King Crimson fut un cas à part. Ce combo venu de nulle part accoucha d’un premier disque qui fut un véritable traumatisme en Grande-Bretagne. Pulvérisant Moody Blues, Procol Harum et autres Beatles avec un album dont les audaces musicales allaient bien au-delà des balbutiements des susnommés, « In The Court Of The Crimson King », King Crimson imposa une musique unique, faite de jazz, de musique classique, de folk, et de heavy-metal.
Le vrai défaut du groupe, ce fut son instabilité de line-up, qui changea à chaque disque.
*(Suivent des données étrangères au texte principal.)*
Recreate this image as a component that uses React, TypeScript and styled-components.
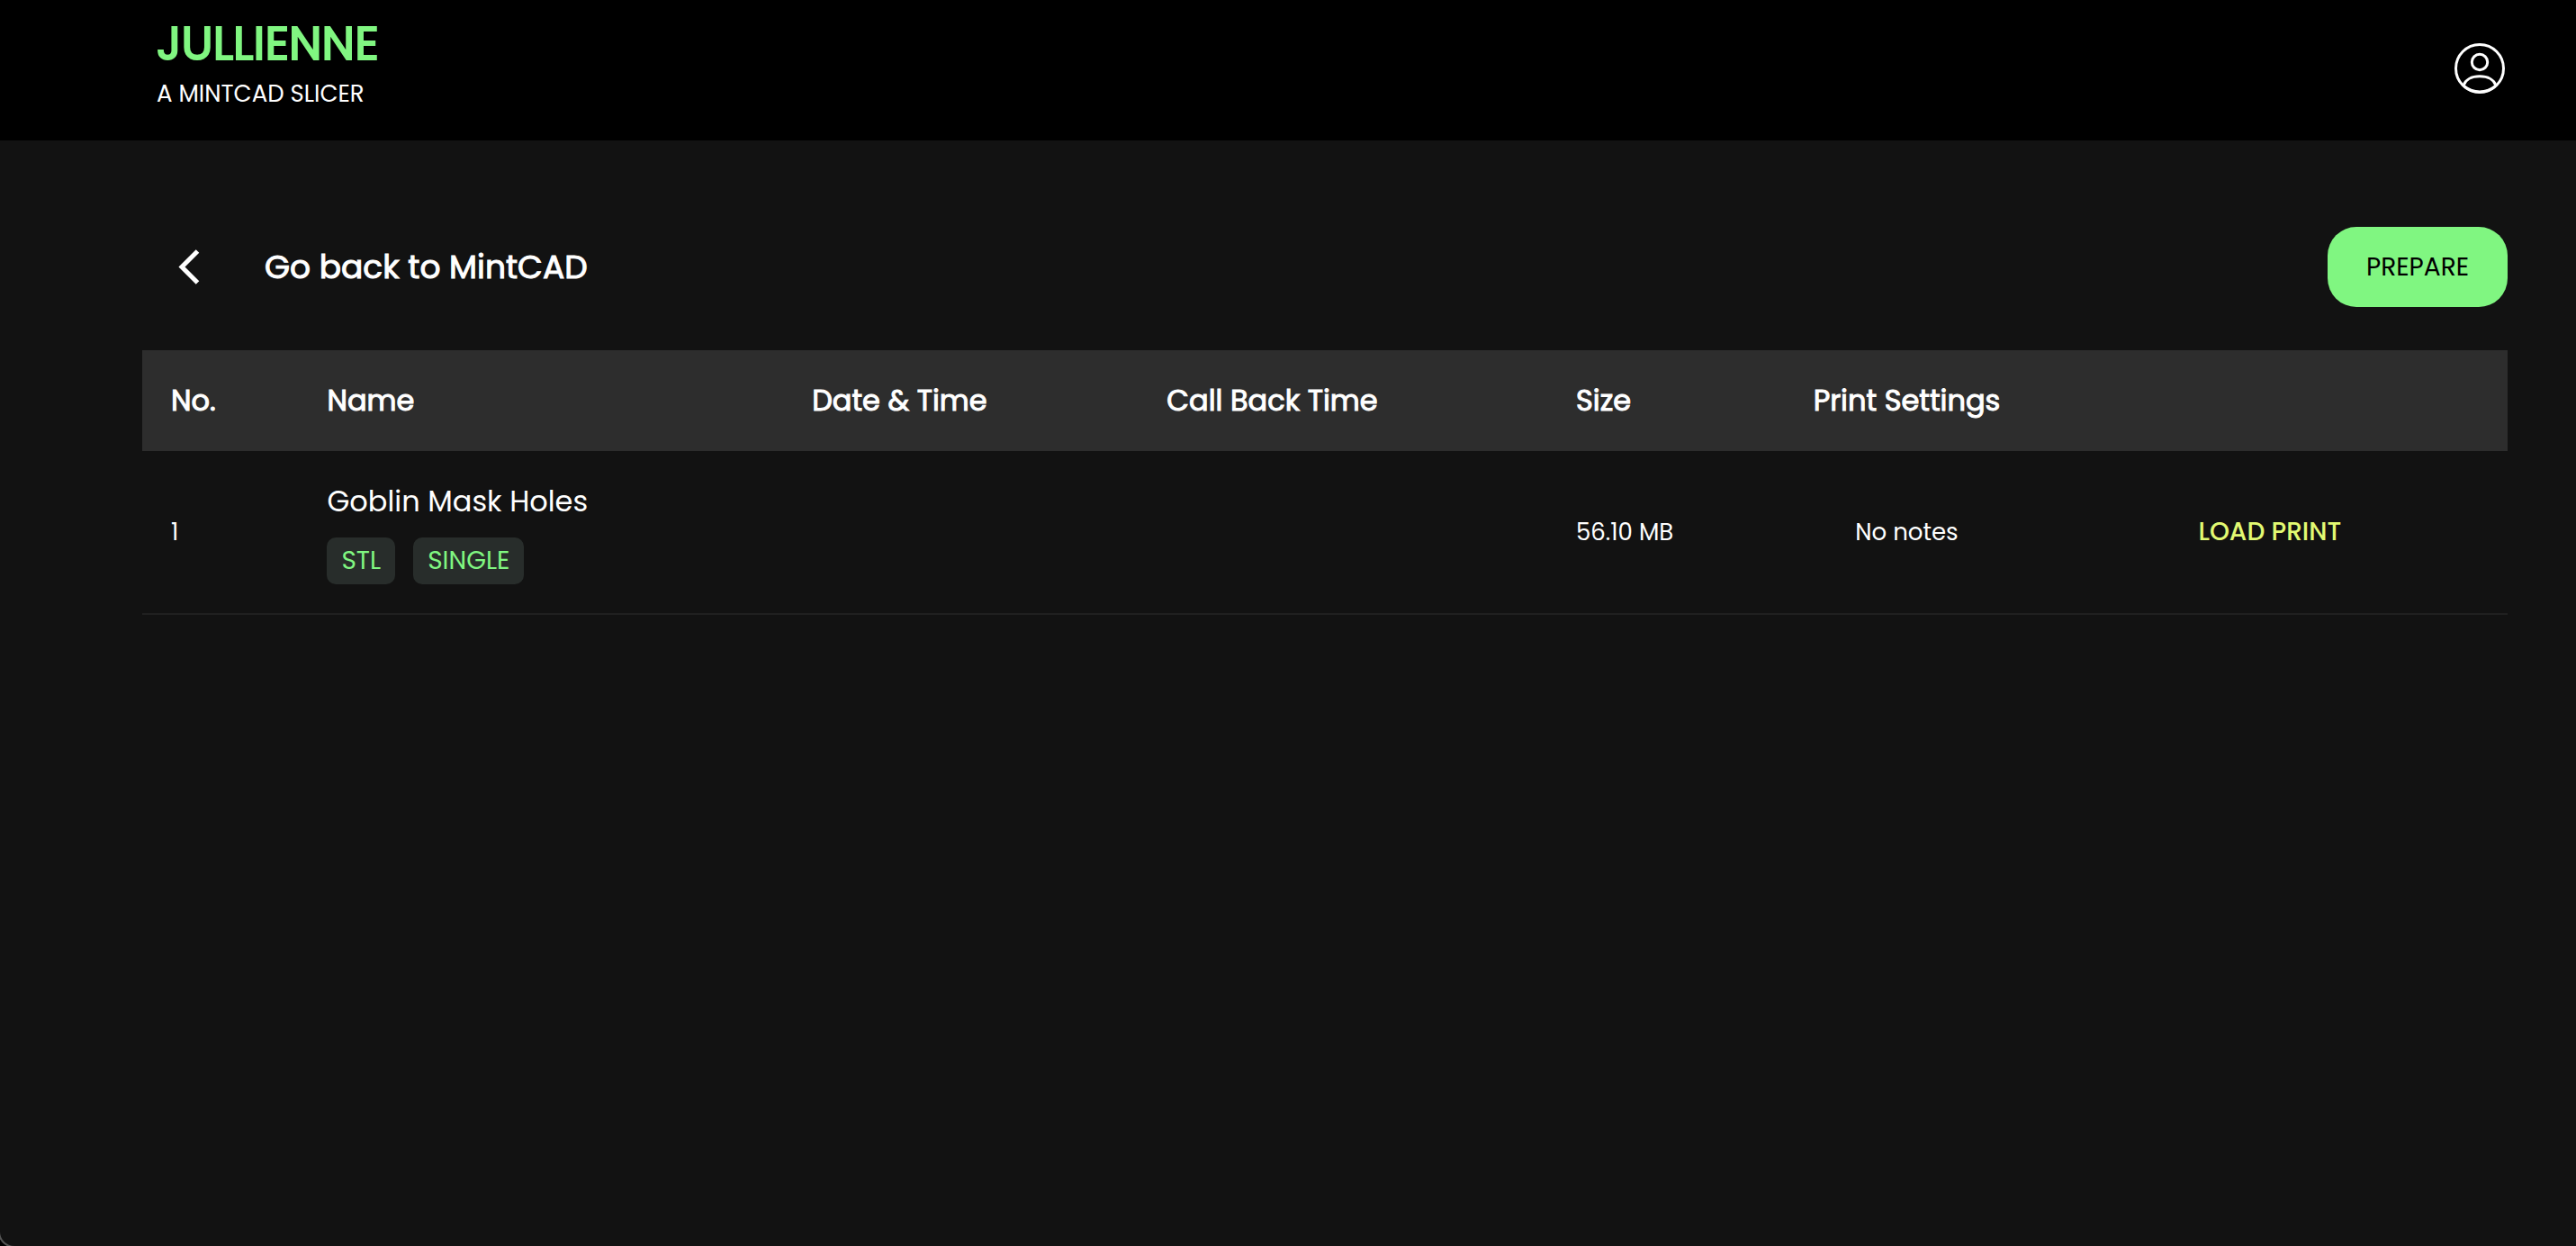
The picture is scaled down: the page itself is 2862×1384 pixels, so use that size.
import React from "react";
import styled, { createGlobalStyle, css } from "styled-components";

const colors = {
  page: "#121212",
  bar: "#000000",
  head: "#2d2d2d",
  line: "#202020",
  mint: "#80f681",
  lime: "#e2fa72",
  badge: "#282d2b",
  text: "#ffffff",
};

const heavy = css<{ $stroke?: number }>`
  font-weight: 400;
  -webkit-text-stroke: ${({ $stroke = 1 }) => $stroke}px currentColor;
`;

const GlobalStyle = createGlobalStyle`
  *, *::before, *::after { box-sizing: border-box; }
  body {
    margin: 0;
    background: ${colors.bar};
    color: ${colors.text};
    font-family: Poppins, Inter, "Open Sans", sans-serif;
    font-size: 26px;
    line-height: 40px;
  }
  button { font-family: inherit; cursor: pointer; }
`;

const Page = styled.div`
  display: flex;
  flex-direction: column;
  min-height: 100vh;
  background: ${colors.page};
  border-bottom-left-radius: 16px;
  box-shadow: 0 0 0 2px #555555;
`;

const TopBar = styled.header`
  display: flex;
  align-items: center;
  justify-content: space-between;
  height: 156px;
  padding: 0 78px 4px 174px;
  background: ${colors.bar};
`;

const Brand = styled.div`
  display: flex;
  flex-direction: column;
  padding-bottom: 16px;
`;

const BrandName = styled.h1<{ $stroke?: number }>`
  margin: 0;
  color: ${colors.mint};
  font-size: 52px;
  line-height: 72px;
  ${heavy}
`;

const Tagline = styled.p`
  margin: 0;
`;

const IconButton = styled.button`
  display: flex;
  padding: 0;
  border: 0;
  background: none;
  color: inherit;
`;

const Content = styled.main`
  display: flex;
  flex-direction: column;
  gap: 48px;
  padding: 96px 76px 48px 158px;
`;

const Toolbar = styled.div`
  display: flex;
  align-items: center;
  justify-content: space-between;
`;

const BackLink = styled.a`
  display: flex;
  align-items: center;
  gap: 72px;
  padding-left: 40px;
  color: inherit;
  font-size: 36px;
  line-height: 56px;
  text-decoration: none;
  ${heavy}
`;

const PrepareButton = styled.button`
  min-width: 200px;
  padding: 16px 32px;
  border: 0;
  border-radius: 32px;
  background: ${colors.mint};
  color: ${colors.bar};
  font-size: 28px;
  line-height: 57px;
`;

const Table = styled.table`
  width: 100%;
  border-collapse: collapse;
  table-layout: fixed;
`;

const Column = styled.col<{ $width: string }>`
  width: ${({ $width }) => $width};
`;

const HeadCell = styled.th<{ $center?: boolean }>`
  height: 112px;
  padding: 0 0 0 ${({ $center }) => ($center ? 0 : 32)}px;
  background: ${colors.head};
  font-size: 32px;
  text-align: ${({ $center }) => ($center ? "center" : "left")};
  white-space: nowrap;
  ${heavy}
`;

const Cell = styled.td<{ $center?: boolean }>`
  padding: 32px 0 32px ${({ $center }) => ($center ? 0 : 32)}px;
  border-bottom: 2px solid ${colors.line};
  text-align: ${({ $center }) => ($center ? "center" : "left")};
`;

const FileName = styled.div`
  font-size: 32px;
  line-height: 48px;
`;

const Badges = styled.div`
  display: flex;
  gap: 20px;
  margin-top: 16px;
`;

const Badge = styled.span`
  padding: 0 16px;
  border-radius: 10px;
  background: ${colors.badge};
  color: ${colors.mint};
  font-size: 28px;
  line-height: 52px;
`;

const LoadButton = styled.button`
  padding: 0;
  border: 0;
  background: none;
  color: ${colors.lime};
  font-size: 28px;
  font-weight: 500;
`;

const UserIcon = () => (
  <svg width="58" height="58" viewBox="0 0 58 58" fill="none" stroke="currentColor" strokeWidth="3" aria-hidden="true">
    <circle cx="29" cy="29" r="26.5" />
    <circle cx="29" cy="22" r="8.7" />
    <path d="M11 48C13 41.500 20 37.800 29 37.800S45 41.500 47 48" />
    <path d="M12 49C22 57 36 57 46 49" />
  </svg>
);

const BackIcon = () => (
  <svg width="24" height="40" viewBox="0 0 24 40" fill="none" stroke="currentColor" strokeWidth="5" aria-hidden="true">
    <path d="M21.500 2L4 19.500L21.500 37" />
  </svg>
);

const columns = [
  { title: "No.", width: "6.6%" },
  { title: "Name", width: "20.5%" },
  { title: "Date & Time", width: "15%" },
  { title: "Call Back Time", width: "17.3%" },
  { title: "Size", width: "9.9%" },
  { title: "Print Settings", width: "10.6%", center: true },
  { title: "", width: "20.1%" },
];

const prints = [
  { name: "Goblin Mask Holes", tags: ["STL", "SINGLE"], date: "", callback: "", size: "56.10 MB", notes: "No notes" },
];

export default function App() {
  return (
    <>
      <GlobalStyle />
      <Page>
        <TopBar>
          <Brand>
            <BrandName $stroke={2}>JULLIENNE</BrandName>
            <Tagline>A MINTCAD SLICER</Tagline>
          </Brand>
          <IconButton type="button" aria-label="Account">
            <UserIcon />
          </IconButton>
        </TopBar>
        <Content>
          <Toolbar>
            <BackLink href="#">
              <BackIcon />
              Go back to MintCAD
            </BackLink>
            <PrepareButton type="button">PREPARE</PrepareButton>
          </Toolbar>
          <Table>
            <colgroup>
              {columns.map((c) => (
                <Column key={c.title} $width={c.width} />
              ))}
            </colgroup>
            <thead>
              <tr>
                {columns.map((c) => (
                  <HeadCell key={c.title} scope="col" $center={c.center}>
                    {c.title}
                  </HeadCell>
                ))}
              </tr>
            </thead>
            <tbody>
              {prints.map((p, i) => (
                <tr key={p.name}>
                  <Cell>{i + 1}</Cell>
                  <Cell>
                    <FileName>{p.name}</FileName>
                    <Badges>
                      {p.tags.map((t) => (
                        <Badge key={t}>{t}</Badge>
                      ))}
                    </Badges>
                  </Cell>
                  <Cell>{p.date}</Cell>
                  <Cell>{p.callback}</Cell>
                  <Cell>{p.size}</Cell>
                  <Cell $center>{p.notes}</Cell>
                  <Cell $center>
                    <LoadButton type="button">LOAD PRINT</LoadButton>
                  </Cell>
                </tr>
              ))}
            </tbody>
          </Table>
        </Content>
      </Page>
    </>
  );
}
La musique, uniquement lié au cerveau prolixe mais complexe de son leader, le guitariste Robert Fripp, fluctua également beaucoup, oscillant entre free-jazz et mélopées symphoniques expérimentales. La musique fut toujours passionnante, de toute façon, mais avec « Red », on atteint une autre dimension.
Car entre le premier album, et celui-ci, il y eut comme un flottement, un manque d’unité, sûrement dû aux problèmes de line-up. En 1973, Fripp trouve en John Wetton à la basse et au chant, et Bill Bruford à la batterie, deux compères fiables. Fripp y ajoute david Cross au violon et au mellotron, et trouve en fin un line-up stable durant deux ans. Sauf qu’encore une fois, King Crimson subit un nouveau changement, le départ de Cross.
Fripp garde alors son trio. Imaginez un peu : un power-trio guitare-basse-batterie de rock progressif. Et ici, pas question de dérive blues, Fripp en étant totalement incapable.
Sur la basse vrombissante de Wetton et la batterie fracassée et métallique de Bruford, Fripp tisse d’étranges chorus, hululements urbains de fin de règne. La voix de Wetton est particulièrement bien appropriée, profonde, grave, chaude, mais emplie de cette sensibilité à fleur de peau, qui donne la chair de poule justement. Comme une plainte dans la nuit, le chant transporte les mélodies culbutées de Fripp.
Et comme un pied de nez à l’histoire, Ian MacDonald, le saxophoniste du premier album est revenu jouer sur ce disque. Il ne reste que le temps, et une impression de poussière, de cendre chaude, juste après le cataclysme.
King Crimson se séparera à l’issue de la tournée en 1975, non sans avoir laissé en testament le live « USA », autre pépite brutale et ultime complément à « Red ». Puis King Crimson remontra sur scène en 1981, mais quelque chose s’est brisé, carbonisé par cet album définitif. En forme de testament.